TWO YEARS AGO, it was cutting edge to take a stand for more inclusive bathrooms.

With growing recognition of the many challenges and misunderstandings transgender people still face, elected leaders at Multnomah County and administrators at Grant High School moved in 2013 to mandate single-occupancy, gender-neutral restrooms in their facilities.

These days, they've got a lot of company. The city of Austin caught up last year. Seattle hopped aboard in August. Philly's got a gender-neutral restroom law. So does Portland Community College.

And now? Maybe the City of Portland's finally stepping in that direction, too.

"It's long overdue," says Commissioner Nick Fish, who'll put a resolution before city council later this month firmly transporting Portland into the modern era of public restroom policy. "To me it's a no-brainer. It's an equity and civil rights issue."

Fish's office shared a draft of the resolution with me, and it's got some interesting ideas.

Like many similar proposals, Fish is pushing the city to remove gender-specific signage on all city-run single-occupancy restrooms—including facilities in parks and community centers. Fish wants a neutral insignia on these bathrooms within six months of city council passing the resolution.

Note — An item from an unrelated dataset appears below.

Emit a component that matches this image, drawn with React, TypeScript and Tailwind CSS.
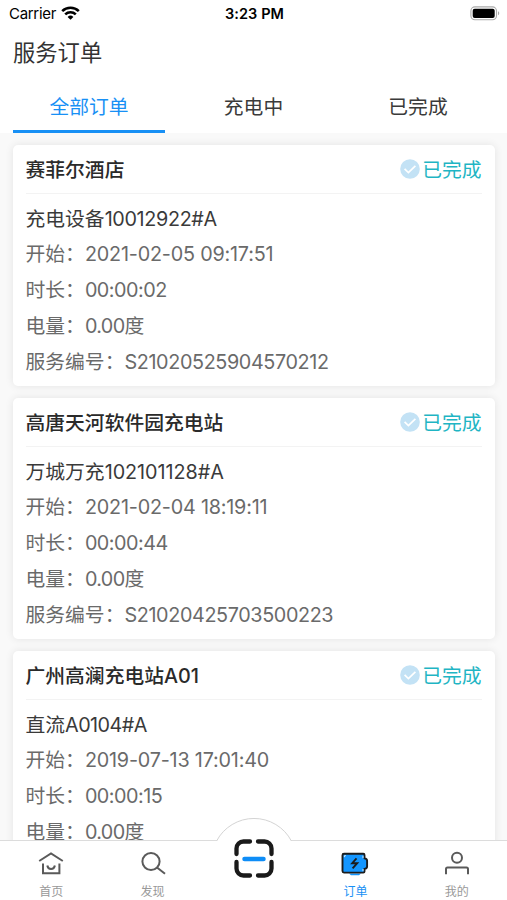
import React from "react";
import clsx from "clsx";

interface Order {
  station: string;
  device: string;
  code: string;
  codeClass: string;
  start: string;
  duration: string;
  energy: string;
  serial?: string;
}

const orders: Order[] = [
  {
    station: "赛菲尔酒店",
    device: "充电设备",
    code: "10012922#A",
    codeClass: "tracking-[-0.35px]",
    start: "2021-02-05 09:17:51",
    duration: "00:00:02",
    energy: "0.00度",
    serial: "S21020525904570212",
  },
  {
    station: "高唐天河软件园充电站",
    device: "万城万充",
    code: "102101128#A",
    codeClass: "tracking-[-0.05px]",
    start: "2021-02-04 18:19:11",
    duration: "00:00:44",
    energy: "0.00度",
    serial: "S21020425703500223",
  },
  {
    station: "广州高澜充电站A01",
    device: "直流",
    code: "A0104#A",
    codeClass: "tracking-[-0.55px]",
    start: "2019-07-13 17:01:40",
    duration: "00:00:15",
    energy: "0.00度",
  },
];

const tabs = ["全部订单", "充电中", "已完成"];

function StatusBar() {
  return (
    <div className="grid h-7 grid-cols-3 items-center pl-[9px] pr-[7px] text-black">
      <div className="flex items-center gap-[5px]">
        <span className="text-[15px] leading-7 tracking-[-0.3px]">Carrier</span>
        <svg className="-mt-[2px]" width="19" height="14" viewBox="0 0 19 14" fill="none" stroke="#000" strokeWidth="2.6">
          <path d="M1.2 5.1a11.9 11.9 0 0 1 16.6 0" />
          <path d="M4.2 8.4a7.7 7.7 0 0 1 10.6 0" />
          <path d="M9.5 13.8 6.6 10.9a4.2 4.2 0 0 1 5.8 0z" fill="#000" stroke="none" />
        </svg>
      </div>
      <span className="text-center text-[14.5px] font-semibold tracking-[0.1px]">3:23 PM</span>
      <svg className="-mt-[2px] justify-self-end" width="30" height="15" viewBox="0 0 30 15">
        <rect x="0.9" y="0.9" width="25.6" height="12.8" rx="4" fill="#fff" stroke="#aaa" strokeWidth="1.1" />
        <rect x="2.7" y="2.7" width="22" height="9.2" rx="2" fill="#000" />
        <path d="M28 5.3c1.7.6 1.7 3.4 0 4z" fill="#aaa" />
      </svg>
    </div>
  );
}

function Tabs() {
  return (
    <div className="grid grid-cols-[152px_1fr_152px] px-[13px]">
      {tabs.map((tab, i) => (
        <button
          key={tab}
          className={clsx(
            "h-[53px] border-b-[3px] pt-[4px] text-[19.8px] leading-[46px]",
            i === 0 ? "border-[#1890f5] text-[#1890f5]" : "border-transparent text-[#3a3a3a]"
          )}
        >
          {tab}
        </button>
      ))}
    </div>
  );
}

function Row({ label, value, valueClass }: { label: string; value: string; valueClass: string }) {
  return (
    <div className="flex h-9 items-center text-[#6a6a6a]">
      <span>{label}：</span>
      <span className={valueClass}>{value}</span>
    </div>
  );
}

function OrderCard({ order }: { order: Order }) {
  return (
    <div className="h-[241px] rounded-[5px] bg-white px-[13px] text-[19.8px] shadow-[0_0_8px_rgba(0,0,0,0.09)]">
      <div className="flex h-[49px] items-center justify-between border-b border-[#f3f3f3]">
        <span className="pt-[3px] font-medium text-[#2a2a2a]">{order.station}</span>
        <div className="flex items-center gap-[2px] text-[#1fb5c4]">
          <svg width="20" height="20" viewBox="0 0 20 20">
            <circle cx="10" cy="10" r="9.8" fill="#c3e2f5" />
            <path d="m4.6 9.8 3.8 3.8 7-6.8" fill="none" stroke="#fff" strokeWidth="1.7" />
          </svg>
          <span className="pt-[3px]">已完成</span>
        </div>
      </div>
      <div className="pt-2">
        <div className="flex h-[35px] items-center pt-px text-[#3a3a3a]">
          <span>{order.device}</span>
          <span className={order.codeClass}>{order.code}</span>
        </div>
        <Row label="开始" value={order.start} valueClass="tracking-[-0.2px]" />
        <Row label="时长" value={order.duration} valueClass="tracking-[-0.5px]" />
        <Row label="电量" value={order.energy} valueClass="tracking-[-0.6px]" />
        {order.serial && <Row label="服务编号" value={order.serial} valueClass="tracking-[-0.38px]" />}
      </div>
    </div>
  );
}

function NavItem({ label, active, children }: { label: string; active?: boolean; children: React.ReactNode }) {
  return (
    <button
      className={clsx(
        "flex flex-col items-center gap-[6px] pl-px pt-[8px] text-[12px]",
        active ? "text-[#1890f5]" : "text-[#999]"
      )}
    >
      <svg width="30" height="30" viewBox="0 0 30 30" fill="none" stroke="#5a5a5a" strokeWidth="2">
        {children}
      </svg>
      <span className="leading-[14px]">{label}</span>
    </button>
  );
}

function BottomNav() {
  return (
    <nav className="relative grid h-[60px] shrink-0 grid-cols-5 border-t border-[#dcdcdc] bg-white">
      <NavItem label="首页">
        <path d="M3.2 12 15 4.5 26.8 12" />
        <path d="M7 14.5v9.8h16.400V14.5" />
        <path d="M11.3 16.5c.8 4.6 6.7 4.6 7.6 0" />
      </NavItem>
      <NavItem label="发现">
        <circle cx="13" cy="12.500" r="8.600" />
        <path d="m19 18.500 8 6.300" />
      </NavItem>
      {/* Raised scan button */}
      <div className="relative">
        <svg className="absolute -top-[23px] left-[6.500px]" width="90" height="70" viewBox="0 0 90 70" fill="none">
          <path d="M7.600 23C15 9.500 28.500 0.800 45 0.800S75 9.500 82.400 23V26H7.600z" fill="#fff" />
          <path d="M7.600 23A42.300 42.300 0 0 1 82.400 23" stroke="#d4d4d4" />
          <g stroke="#1a1a1a" strokeWidth="4.300" strokeLinecap="round">
            <path d="M27.500 36v-5.500a7 7 0 0 1 7-7H41" />
            <path d="M49 23.500h6.500a7 7 0 0 1 7 7V36" />
            <path d="M27.500 44v6.500a7 7 0 0 0 7 7H41" />
            <path d="M49 57.500h6.500a7 7 0 0 0 7-7V44" />
          </g>
          <path d="M35.500 41h19" stroke="#0e8df7" strokeWidth="4.500" strokeLinecap="round" />
        </svg>
      </div>
      <NavItem label="订单" active>
        <path d="M9 24.500h12l-2 1.800H11z" fill="#1496ff" stroke="none" />
        <path d="M4 4.800h19.300q1.200 0 1.200 1.300v3.200q2.600.5 2.600 2.500v5.600q0 2-2.600 2.500v2.500q0 1.200-1.200 1.200H4q-1.500 0-1.500-1.500V6.300q0-1.500 1.500-1.500z" fill="#1496ff" stroke="#1c1c1c" strokeWidth="1.900" />
        <path d="M4.400 8.200V6.700h1.500M23 6.700v2.500M23 20v2.200" stroke="#d8ecfb" strokeWidth="1" />
        <path d="m16.500 9.300-4.300 4.900h5l-4.600 5.200" stroke="#1c1c1c" strokeWidth="1.900" />
      </NavItem>
      <NavItem label="我的">
        <circle cx="15" cy="8.700" r="5" />
        <path d="M4 25.200v-5.200q0-1.500 1.500-1.500h19q1.500 0 1.500 1.500v5.200" />
      </NavItem>
    </nav>
  );
}

export default function App() {
  return (
    <div className="flex h-[900px] w-[507px] flex-col overflow-hidden bg-[#f9f9f9] font-['Inter','Noto_Sans_CJK_SC',sans-serif]">
      <header className="shrink-0 bg-white">
        <StatusBar />
        <h1 className="flex h-[52px] items-center pb-[2px] pl-[13px] text-[22.3px] text-[#333]">服务订单</h1>
        <Tabs />
      </header>
      <main className="flex min-h-0 flex-1 flex-col gap-3 overflow-hidden px-[12.5px] pt-3">
        {orders.map((order) => (
          <div key={order.station} className="shrink-0">
            <OrderCard order={order} />
          </div>
        ))}
      </main>
      <BottomNav />
    </div>
  );
}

Next, the policy would mandate that the city include these sorts of bathrooms in all of its new facilities or remodels going forward. That includes the planned full-scale renovation of the Portland Building, which houses around 1,300 city workers.

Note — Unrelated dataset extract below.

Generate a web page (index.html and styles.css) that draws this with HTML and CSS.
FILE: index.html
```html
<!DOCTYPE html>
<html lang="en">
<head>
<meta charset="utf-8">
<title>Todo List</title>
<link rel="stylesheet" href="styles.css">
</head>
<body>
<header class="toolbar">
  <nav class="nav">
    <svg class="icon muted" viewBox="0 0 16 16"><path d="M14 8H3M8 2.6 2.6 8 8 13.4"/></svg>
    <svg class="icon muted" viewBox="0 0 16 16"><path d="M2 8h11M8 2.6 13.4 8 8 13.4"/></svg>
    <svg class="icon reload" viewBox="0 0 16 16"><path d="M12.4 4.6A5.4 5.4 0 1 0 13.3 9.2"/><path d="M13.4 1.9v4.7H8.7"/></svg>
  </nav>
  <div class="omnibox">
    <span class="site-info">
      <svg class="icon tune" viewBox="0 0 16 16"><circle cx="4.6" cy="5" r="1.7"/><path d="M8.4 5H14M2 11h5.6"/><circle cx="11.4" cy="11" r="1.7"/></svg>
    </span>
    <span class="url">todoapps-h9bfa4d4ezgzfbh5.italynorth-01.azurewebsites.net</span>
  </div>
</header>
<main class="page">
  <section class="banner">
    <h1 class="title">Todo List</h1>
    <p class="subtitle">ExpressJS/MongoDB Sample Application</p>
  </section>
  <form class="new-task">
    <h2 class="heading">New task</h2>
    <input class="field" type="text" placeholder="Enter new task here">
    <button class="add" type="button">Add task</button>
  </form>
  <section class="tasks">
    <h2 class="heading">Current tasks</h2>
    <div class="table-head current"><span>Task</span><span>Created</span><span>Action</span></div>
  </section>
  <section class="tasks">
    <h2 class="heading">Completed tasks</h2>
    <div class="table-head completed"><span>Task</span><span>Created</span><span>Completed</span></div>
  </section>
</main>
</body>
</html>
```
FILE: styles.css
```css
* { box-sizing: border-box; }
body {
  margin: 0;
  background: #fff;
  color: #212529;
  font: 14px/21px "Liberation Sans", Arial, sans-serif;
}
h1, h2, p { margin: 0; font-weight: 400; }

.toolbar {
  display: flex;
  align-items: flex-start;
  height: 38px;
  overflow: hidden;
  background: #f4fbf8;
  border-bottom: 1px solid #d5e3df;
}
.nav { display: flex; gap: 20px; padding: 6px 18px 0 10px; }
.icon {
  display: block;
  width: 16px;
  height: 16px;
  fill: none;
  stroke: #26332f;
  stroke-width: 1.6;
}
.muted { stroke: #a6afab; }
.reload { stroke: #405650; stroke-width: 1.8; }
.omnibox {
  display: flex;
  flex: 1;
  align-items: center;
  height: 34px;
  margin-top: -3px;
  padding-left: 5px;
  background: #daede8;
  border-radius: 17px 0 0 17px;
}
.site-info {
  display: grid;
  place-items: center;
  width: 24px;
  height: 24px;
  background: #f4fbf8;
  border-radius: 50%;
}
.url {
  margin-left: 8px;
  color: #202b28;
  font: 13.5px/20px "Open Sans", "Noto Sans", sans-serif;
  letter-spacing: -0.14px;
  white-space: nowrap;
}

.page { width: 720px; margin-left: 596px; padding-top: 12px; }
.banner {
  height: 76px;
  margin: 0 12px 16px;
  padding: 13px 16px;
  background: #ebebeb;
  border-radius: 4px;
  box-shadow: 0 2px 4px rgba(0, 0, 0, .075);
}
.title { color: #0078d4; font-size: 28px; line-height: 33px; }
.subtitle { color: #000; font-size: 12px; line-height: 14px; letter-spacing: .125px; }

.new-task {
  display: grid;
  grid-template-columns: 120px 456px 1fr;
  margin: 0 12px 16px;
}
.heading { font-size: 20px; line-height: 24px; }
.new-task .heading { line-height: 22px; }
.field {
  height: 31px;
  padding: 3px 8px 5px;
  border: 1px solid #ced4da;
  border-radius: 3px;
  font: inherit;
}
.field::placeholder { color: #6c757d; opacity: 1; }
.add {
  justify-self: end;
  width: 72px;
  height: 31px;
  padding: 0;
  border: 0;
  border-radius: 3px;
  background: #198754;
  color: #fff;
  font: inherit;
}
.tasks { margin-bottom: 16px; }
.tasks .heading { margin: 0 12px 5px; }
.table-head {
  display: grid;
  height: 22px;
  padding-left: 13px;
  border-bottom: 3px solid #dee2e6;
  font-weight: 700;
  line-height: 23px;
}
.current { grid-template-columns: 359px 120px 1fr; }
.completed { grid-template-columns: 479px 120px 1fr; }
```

Most intriguing, though? The resolution Fish is putting forward would direct city staff to look into modifying some of the city's existing multiple-occupancy restrooms into gender-neutral facilities, open to anyone.

I asked Fish how that would work. "Don't know," he said. "Until we have a hearing, I don't know what the receptivity will be to that."

Fish isn't coming up with these ideas on his own. Beyond the forebears in other governments, his staff's been consulting with LGBT advocates at the Q Center, Basic Rights Oregon, and the Sexual & Gender Minority Youth Resource Center, along with others.

"Our stakeholder group thought it was quite edgy," Fish said of the idea to convert multi-person bathrooms. (Houston, Texas, it's worth noting, just rejected an anti-discrimination law because of fear-mongering around bathroom use by transgender people. This stuff can get controversial, quick.)

But if Portland's about to push where few (if any) have dared, the policy Fish is promoting is also sort of restrained. In Austin and Seattle, gender-neutral policies weren't confined to city-owned restrooms—they're mandated for any single-occupancy restroom in the city.

That's not so dissimilar from a council decision several weeks ago that will force all public places to use closed captioning on their TVs beginning later this month. But Fish says he's not ready to go there just yet. He'll work on proving the concept in city-owned buildings first.

At any rate, it's about time

"When you do this, the sky doesn't fall," Fish says. "It's a common sense change."